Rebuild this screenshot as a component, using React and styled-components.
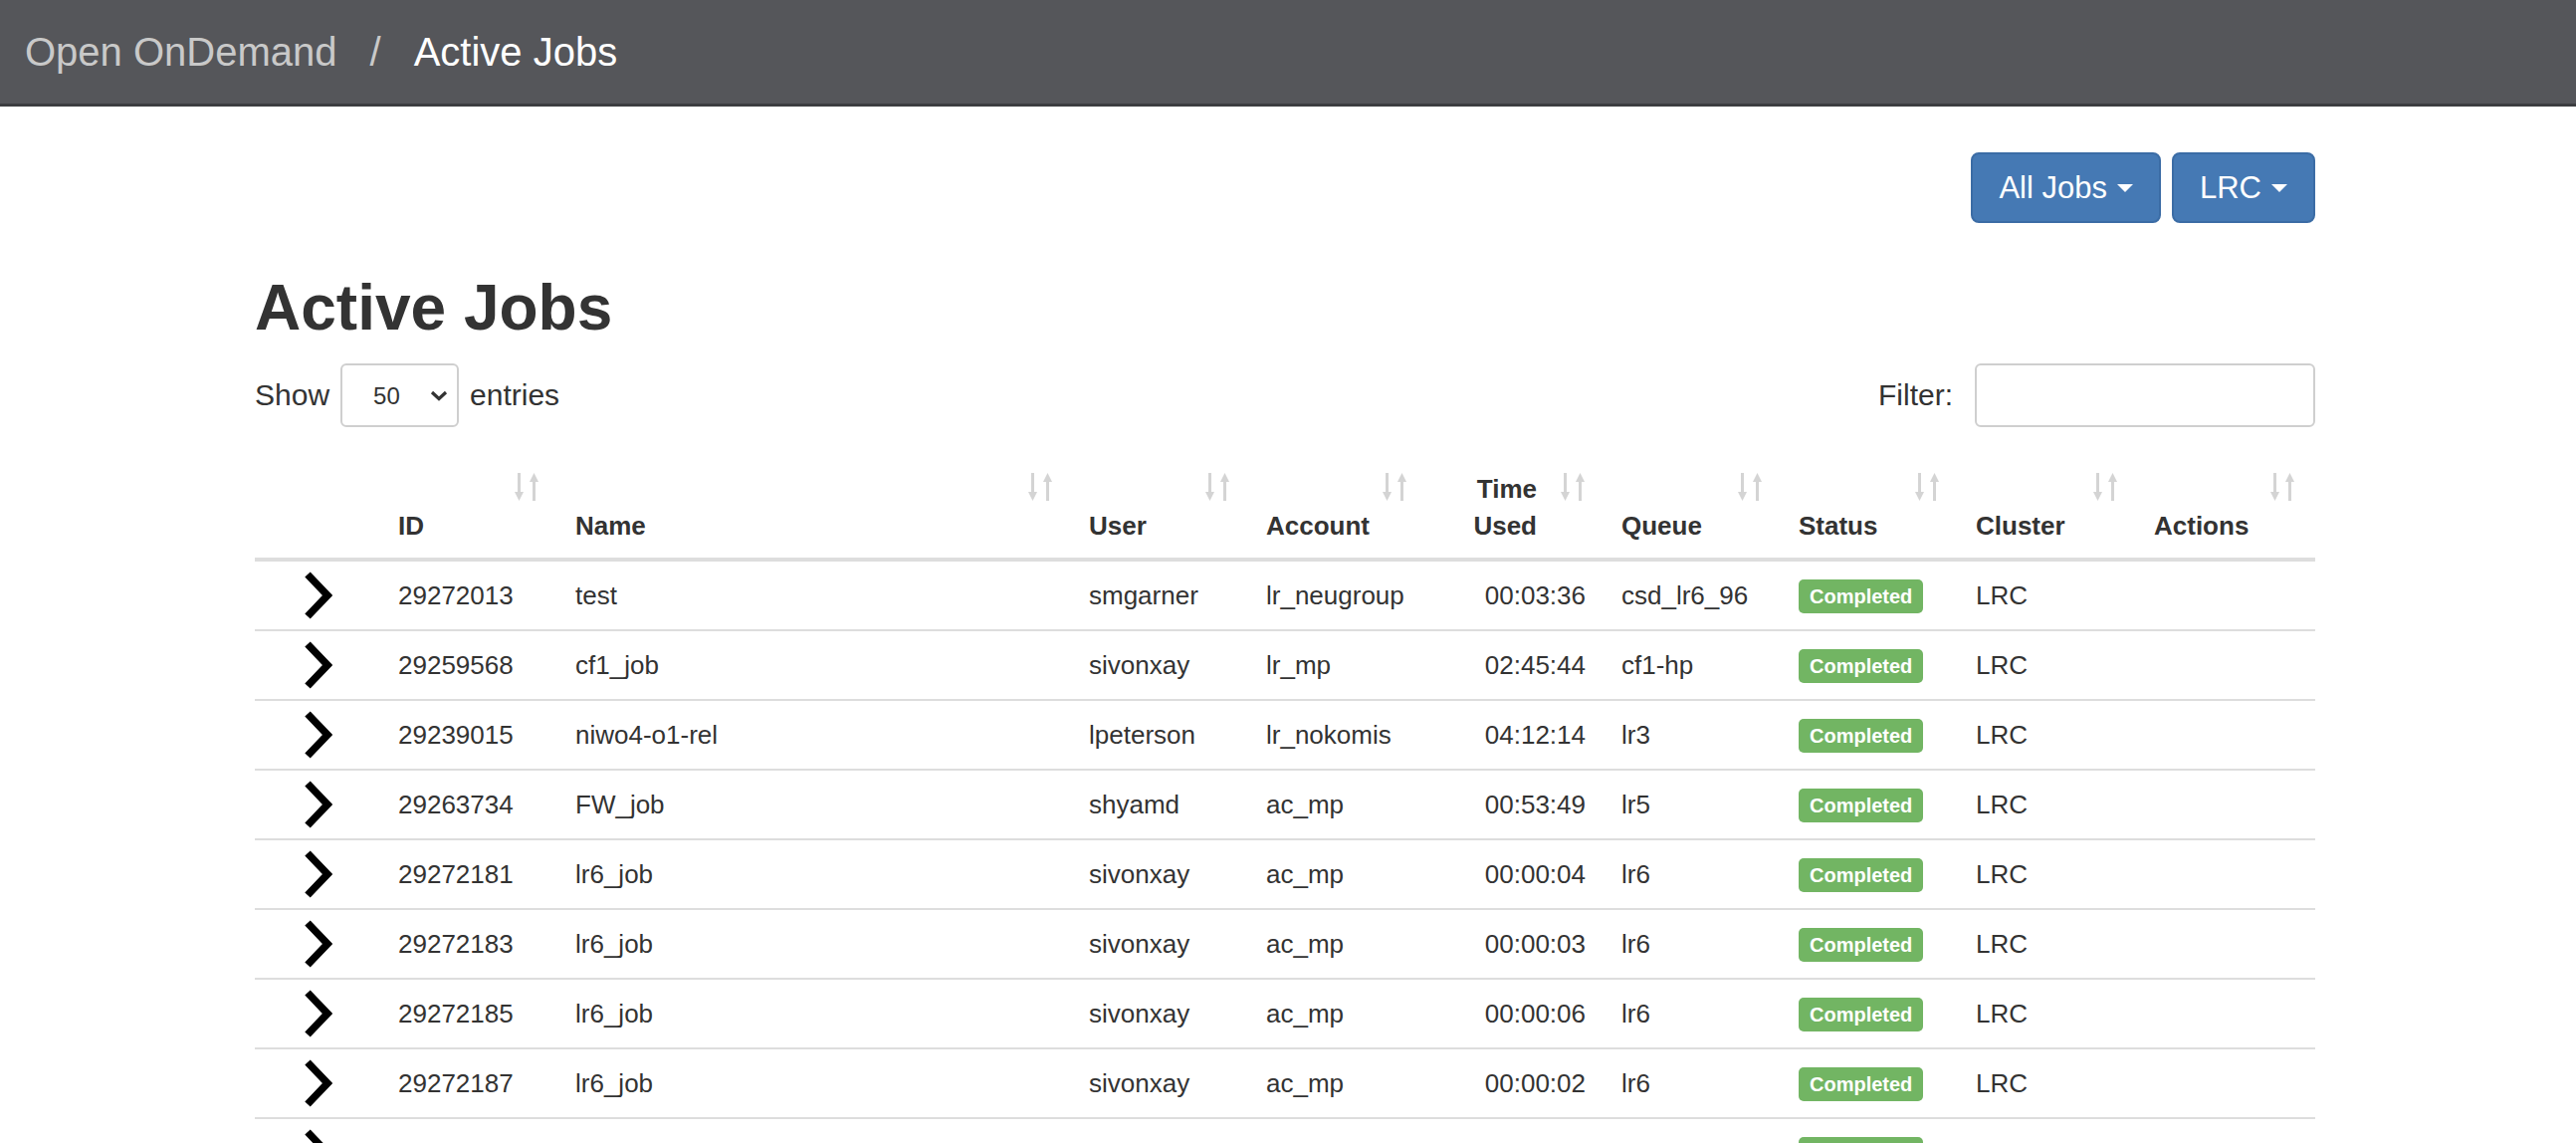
import styled, { createGlobalStyle } from "styled-components";

const GlobalStyle = createGlobalStyle`
    body {
        margin: 0;
        background: #fff;
        color: #333;
        font-family: "Liberation Sans", Arial, sans-serif;
    }
    * { box-sizing: border-box; }
`

const Navbar = styled.div`
    height: 107px;
    background: #55565a;
    border-bottom: 3px solid #3c3d40;
    display: flex;
    align-items: center;
    gap: 33px;
    padding-left: 25px;
    font-size: 40px;
`

const Crumb = styled.span`
    color: ${({ $active }) => $active ? "#ffffff" : "#c9c9c9"};
`

const Container = styled.div`
    width: 2070px;
    margin-left: 256px;
`

const Toolbar = styled.div`
    display: flex;
    justify-content: flex-end;
    gap: 11px;
    padding-top: 46px;
`

const DropButton = styled.button`
    height: 71px;
    padding: 0 26px;
    display: inline-flex;
    align-items: center;
    gap: 10px;
    background: #4579b4;
    border: 2px solid #3b6ca5;
    border-radius: 8px;
    color: #fff;
    font-family: inherit;
    font-size: 31px;
`

const Caret = styled.span`
    width: 0;
    height: 0;
    border-top: 8px solid #fff;
    border-left: 8px solid transparent;
    border-right: 8px solid transparent;
`

const Heading = styled.h1`
    margin: 50px 0 21px;
    font-size: 64px;
    line-height: 70px;
    font-weight: bold;
    color: #333;
`

const Controls = styled.div`
    display: flex;
    justify-content: space-between;
    align-items: center;
    height: 64px;
`

const ControlLabel = styled.label`
    display: flex;
    align-items: center;
    gap: ${({ $gap }) => $gap}px;
    font-size: 30px;
    color: #333;
`

const SelectWrap = styled.div`
    position: relative;
    width: 119px;
    height: 64px;
`

const Select = styled.select`
    appearance: none;
    width: 100%;
    height: 100%;
    padding-left: 31px;
    border: 2px solid #cfcfcf;
    border-radius: 6px;
    background: #fff;
    color: #333;
    font-family: inherit;
    font-size: 24px;
`

const SelectArrow = styled.svg`
    position: absolute;
    right: 11px;
    top: 27px;
    pointer-events: none;
`

const FilterInput = styled.input`
    width: 342px;
    height: 64px;
    border: 2px solid #cfcfcf;
    border-radius: 6px;
`

const Table = styled.table`
    margin-top: 29px;
    width: 2070px;
    border-collapse: collapse;
    table-layout: fixed;
`

const Th = styled.th`
    position: relative;
    text-align: ${({ $right }) => $right ? "right" : "left"};
    vertical-align: bottom;
    padding: 15px ${({ $right }) => $right ? 69 : 16}px 13px 16px;
    font-size: 26px;
    line-height: 37px;
    font-weight: bold;
    color: #333;
    border-bottom: 4px solid #dddddd;
`

const SortIcon = styled.svg`
    position: absolute;
    top: 17px;
    right: 20px;
`

const Td = styled.td`
    height: 68px;
    text-align: ${({ $right }) => $right ? "right" : "left"};
    vertical-align: middle;
    padding: 15px ${({ $right }) => $right ? 20 : 16}px 15px 16px;
    font-size: 26px;
    line-height: 38px;
    color: #333;
    border-bottom: 2px solid #dddddd;
    white-space: nowrap;
`

const ToggleCell = styled.td`
    padding: 10px 0;
    border-bottom: 2px solid #dddddd;
`

const Chevron = styled.svg`
    display: block;
    margin: 0 auto;
`

const Badge = styled.span`
    display: inline-block;
    vertical-align: top;
    margin-top: 3px;
    padding: 7px 11px;
    background: #72b563;
    color: #fff;
    border-radius: 5px;
    font-size: 20px;
    line-height: 20px;
    font-weight: bold;
`

const columns = [
    { label: "ID", width: 178 },
    { label: "Name", width: 516 },
    { label: "User", width: 178 },
    { label: "Account", width: 178 },
    { label: "Time Used", width: 179, right: true },
    { label: "Queue", width: 178 },
    { label: "Status", width: 178 },
    { label: "Cluster", width: 179 },
    { label: "Actions", width: 178 },
]

const jobs = [
    ["29272013", "test", "smgarner", "lr_neugroup", "00:03:36", "csd_lr6_96"],
    ["29259568", "cf1_job", "sivonxay", "lr_mp", "02:45:44", "cf1-hp"],
    ["29239015", "niwo4-o1-rel", "lpeterson", "lr_nokomis", "04:12:14", "lr3"],
    ["29263734", "FW_job", "shyamd", "ac_mp", "00:53:49", "lr5"],
    ["29272181", "lr6_job", "sivonxay", "ac_mp", "00:00:04", "lr6"],
    ["29272183", "lr6_job", "sivonxay", "ac_mp", "00:00:03", "lr6"],
    ["29272185", "lr6_job", "sivonxay", "ac_mp", "00:00:06", "lr6"],
    ["29272187", "lr6_job", "sivonxay", "ac_mp", "00:00:02", "lr6"],
    ["29272189", "lr6_job", "sivonxay", "ac_mp", "00:00:03", "lr6"],
]

function SortArrows() {
    return (
        <SortIcon width="25" height="28" viewBox="0 0 25 28" fill="#d4d4d4">
            <rect x="3" y="0" width="3" height="21" />
            <polygon points="0,19 9,19 4.5,28" />
            <rect x="18" y="7" width="3" height="21" />
            <polygon points="15,9 24,9 19.5,0" />
        </SortIcon>
    )
}

function App() {
    return (
        <>
            <GlobalStyle />
            <Navbar>
                <Crumb>Open OnDemand</Crumb>
                <Crumb>/</Crumb>
                <Crumb $active>Active Jobs</Crumb>
            </Navbar>
            <Container>
                <Toolbar>
                    <DropButton>All Jobs <Caret /></DropButton>
                    <DropButton>LRC <Caret /></DropButton>
                </Toolbar>
                <Heading>Active Jobs</Heading>
                <Controls>
                    <ControlLabel $gap={11}>
                        Show
                        <SelectWrap>
                            <Select defaultValue="50">
                                <option value="10">10</option>
                                <option value="25">25</option>
                                <option value="50">50</option>
                                <option value="100">100</option>
                            </Select>
                            <SelectArrow width="18" height="11" viewBox="0 0 18 11">
                                <polyline points="2,2 9,8.5 16,2" fill="none" stroke="#333" strokeWidth="3.2" />
                            </SelectArrow>
                        </SelectWrap>
                        entries
                    </ControlLabel>
                    <ControlLabel $gap={22}>
                        Filter:
                        <FilterInput type="search" />
                    </ControlLabel>
                </Controls>
                <Table>
                    <colgroup>
                        <col style={{ width: 128 }} />
                        {columns.map((c) => (
                            <col key={c.label} style={{ width: c.width }} />
                        ))}
                    </colgroup>
                    <thead>
                        <tr>
                            <Th />
                            {columns.map((c) => (
                                <Th key={c.label} $right={c.right}>
                                    {c.label}
                                    <SortArrows />
                                </Th>
                            ))}
                        </tr>
                    </thead>
                    <tbody>
                        {jobs.map((job) => (
                            <tr key={job[0]}>
                                <ToggleCell>
                                    <Chevron width="28" height="48" viewBox="0 0 28 48">
                                        <polyline points="3,3 23,24 3,45" fill="none" stroke="#000" strokeWidth="7.5" />
                                    </Chevron>
                                </ToggleCell>
                                <Td>{job[0]}</Td>
                                <Td>{job[1]}</Td>
                                <Td>{job[2]}</Td>
                                <Td>{job[3]}</Td>
                                <Td $right>{job[4]}</Td>
                                <Td>{job[5]}</Td>
                                <Td><Badge>Completed</Badge></Td>
                                <Td>LRC</Td>
                                <Td></Td>
                            </tr>
                        ))}
                    </tbody>
                </Table>
            </Container>
        </>
    )
}

export default App;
▬▬▬▬▬▬
The pictures should not be reproduced; quote all of the other material exactly.

The response:
Rebuild this screenshot as a component, using React and styled-components.
import styled, { createGlobalStyle } from "styled-components";

const GlobalStyle = createGlobalStyle`
    body {
        margin: 0;
        background: #fff;
        color: #333;
        font-family: "Liberation Sans", Arial, sans-serif;
    }
    * { box-sizing: border-box; }
`

const Navbar = styled.div`
    height: 107px;
    background: #55565a;
    border-bottom: 3px solid #3c3d40;
    display: flex;
    align-items: center;
    gap: 33px;
    padding-left: 25px;
    font-size: 40px;
`

const Crumb = styled.span`
    color: ${({ $active }) => $active ? "#ffffff" : "#c9c9c9"};
`

const Container = styled.div`
    width: 2070px;
    margin-left: 256px;
`

const Toolbar = styled.div`
    display: flex;
    justify-content: flex-end;
    gap: 11px;
    padding-top: 46px;
`

const DropButton = styled.button`
    height: 71px;
    padding: 0 26px;
    display: inline-flex;
    align-items: center;
    gap: 10px;
    background: #4579b4;
    border: 2px solid #3b6ca5;
    border-radius: 8px;
    color: #fff;
    font-family: inherit;
    font-size: 31px;
`

const Caret = styled.span`
    width: 0;
    height: 0;
    border-top: 8px solid #fff;
    border-left: 8px solid transparent;
    border-right: 8px solid transparent;
`

const Heading = styled.h1`
    margin: 50px 0 21px;
    font-size: 64px;
    line-height: 70px;
    font-weight: bold;
    color: #333;
`

const Controls = styled.div`
    display: flex;
    justify-content: space-between;
    align-items: center;
    height: 64px;
`

const ControlLabel = styled.label`
    display: flex;
    align-items: center;
    gap: ${({ $gap }) => $gap}px;
    font-size: 30px;
    color: #333;
`

const SelectWrap = styled.div`
    position: relative;
    width: 119px;
    height: 64px;
`

const Select = styled.select`
    appearance: none;
    width: 100%;
    height: 100%;
    padding-left: 31px;
    border: 2px solid #cfcfcf;
    border-radius: 6px;
    background: #fff;
    color: #333;
    font-family: inherit;
    font-size: 24px;
`

const SelectArrow = styled.svg`
    position: absolute;
    right: 11px;
    top: 27px;
    pointer-events: none;
`

const FilterInput = styled.input`
    width: 342px;
    height: 64px;
    border: 2px solid #cfcfcf;
    border-radius: 6px;
`

const Table = styled.table`
    margin-top: 29px;
    width: 2070px;
    border-collapse: collapse;
    table-layout: fixed;
`

const Th = styled.th`
    position: relative;
    text-align: ${({ $right }) => $right ? "right" : "left"};
    vertical-align: bottom;
    padding: 15px ${({ $right }) => $right ? 69 : 16}px 13px 16px;
    font-size: 26px;
    line-height: 37px;
    font-weight: bold;
    color: #333;
    border-bottom: 4px solid #dddddd;
`

const SortIcon = styled.svg`
    position: absolute;
    top: 17px;
    right: 20px;
`

const Td = styled.td`
    height: 68px;
    text-align: ${({ $right }) => $right ? "right" : "left"};
    vertical-align: middle;
    padding: 15px ${({ $right }) => $right ? 20 : 16}px 15px 16px;
    font-size: 26px;
    line-height: 38px;
    color: #333;
    border-bottom: 2px solid #dddddd;
    white-space: nowrap;
`

const ToggleCell = styled.td`
    padding: 10px 0;
    border-bottom: 2px solid #dddddd;
`

const Chevron = styled.svg`
    display: block;
    margin: 0 auto;
`

const Badge = styled.span`
    display: inline-block;
    vertical-align: top;
    margin-top: 3px;
    padding: 7px 11px;
    background: #72b563;
    color: #fff;
    border-radius: 5px;
    font-size: 20px;
    line-height: 20px;
    font-weight: bold;
`

const columns = [
    { label: "ID", width: 178 },
    { label: "Name", width: 516 },
    { label: "User", width: 178 },
    { label: "Account", width: 178 },
    { label: "Time Used", width: 179, right: true },
    { label: "Queue", width: 178 },
    { label: "Status", width: 178 },
    { label: "Cluster", width: 179 },
    { label: "Actions", width: 178 },
]

const jobs = [
    ["29272013", "test", "smgarner", "lr_neugroup", "00:03:36", "csd_lr6_96"],
    ["29259568", "cf1_job", "sivonxay", "lr_mp", "02:45:44", "cf1-hp"],
    ["29239015", "niwo4-o1-rel", "lpeterson", "lr_nokomis", "04:12:14", "lr3"],
    ["29263734", "FW_job", "shyamd", "ac_mp", "00:53:49", "lr5"],
    ["29272181", "lr6_job", "sivonxay", "ac_mp", "00:00:04", "lr6"],
    ["29272183", "lr6_job", "sivonxay", "ac_mp", "00:00:03", "lr6"],
    ["29272185", "lr6_job", "sivonxay", "ac_mp", "00:00:06", "lr6"],
    ["29272187", "lr6_job", "sivonxay", "ac_mp", "00:00:02", "lr6"],
    ["29272189", "lr6_job", "sivonxay", "ac_mp", "00:00:03", "lr6"],
]

function SortArrows() {
    return (
        <SortIcon width="25" height="28" viewBox="0 0 25 28" fill="#d4d4d4">
            <rect x="3" y="0" width="3" height="21" />
            <polygon points="0,19 9,19 4.5,28" />
            <rect x="18" y="7" width="3" height="21" />
            <polygon points="15,9 24,9 19.5,0" />
        </SortIcon>
    )
}

function App() {
    return (
        <>
            <GlobalStyle />
            <Navbar>
                <Crumb>Open OnDemand</Crumb>
                <Crumb>/</Crumb>
                <Crumb $active>Active Jobs</Crumb>
            </Navbar>
            <Container>
                <Toolbar>
                    <DropButton>All Jobs <Caret /></DropButton>
                    <DropButton>LRC <Caret /></DropButton>
                </Toolbar>
                <Heading>Active Jobs</Heading>
                <Controls>
                    <ControlLabel $gap={11}>
                        Show
                        <SelectWrap>
                            <Select defaultValue="50">
                                <option value="10">10</option>
                                <option value="25">25</option>
                                <option value="50">50</option>
                                <option value="100">100</option>
                            </Select>
                            <SelectArrow width="18" height="11" viewBox="0 0 18 11">
                                <polyline points="2,2 9,8.5 16,2" fill="none" stroke="#333" strokeWidth="3.2" />
                            </SelectArrow>
                        </SelectWrap>
                        entries
                    </ControlLabel>
                    <ControlLabel $gap={22}>
                        Filter:
                        <FilterInput type="search" />
                    </ControlLabel>
                </Controls>
                <Table>
                    <colgroup>
                        <col style={{ width: 128 }} />
                        {columns.map((c) => (
                            <col key={c.label} style={{ width: c.width }} />
                        ))}
                    </colgroup>
                    <thead>
                        <tr>
                            <Th />
                            {columns.map((c) => (
                                <Th key={c.label} $right={c.right}>
                                    {c.label}
                                    <SortArrows />
                                </Th>
                            ))}
                        </tr>
                    </thead>
                    <tbody>
                        {jobs.map((job) => (
                            <tr key={job[0]}>
                                <ToggleCell>
                                    <Chevron width="28" height="48" viewBox="0 0 28 48">
                                        <polyline points="3,3 23,24 3,45" fill="none" stroke="#000" strokeWidth="7.5" />
                                    </Chevron>
                                </ToggleCell>
                                <Td>{job[0]}</Td>
                                <Td>{job[1]}</Td>
                                <Td>{job[2]}</Td>
                                <Td>{job[3]}</Td>
                                <Td $right>{job[4]}</Td>
                                <Td>{job[5]}</Td>
                                <Td><Badge>Completed</Badge></Td>
                                <Td>LRC</Td>
                                <Td></Td>
                            </tr>
                        ))}
                    </tbody>
                </Table>
            </Container>
        </>
    )
}

export default App;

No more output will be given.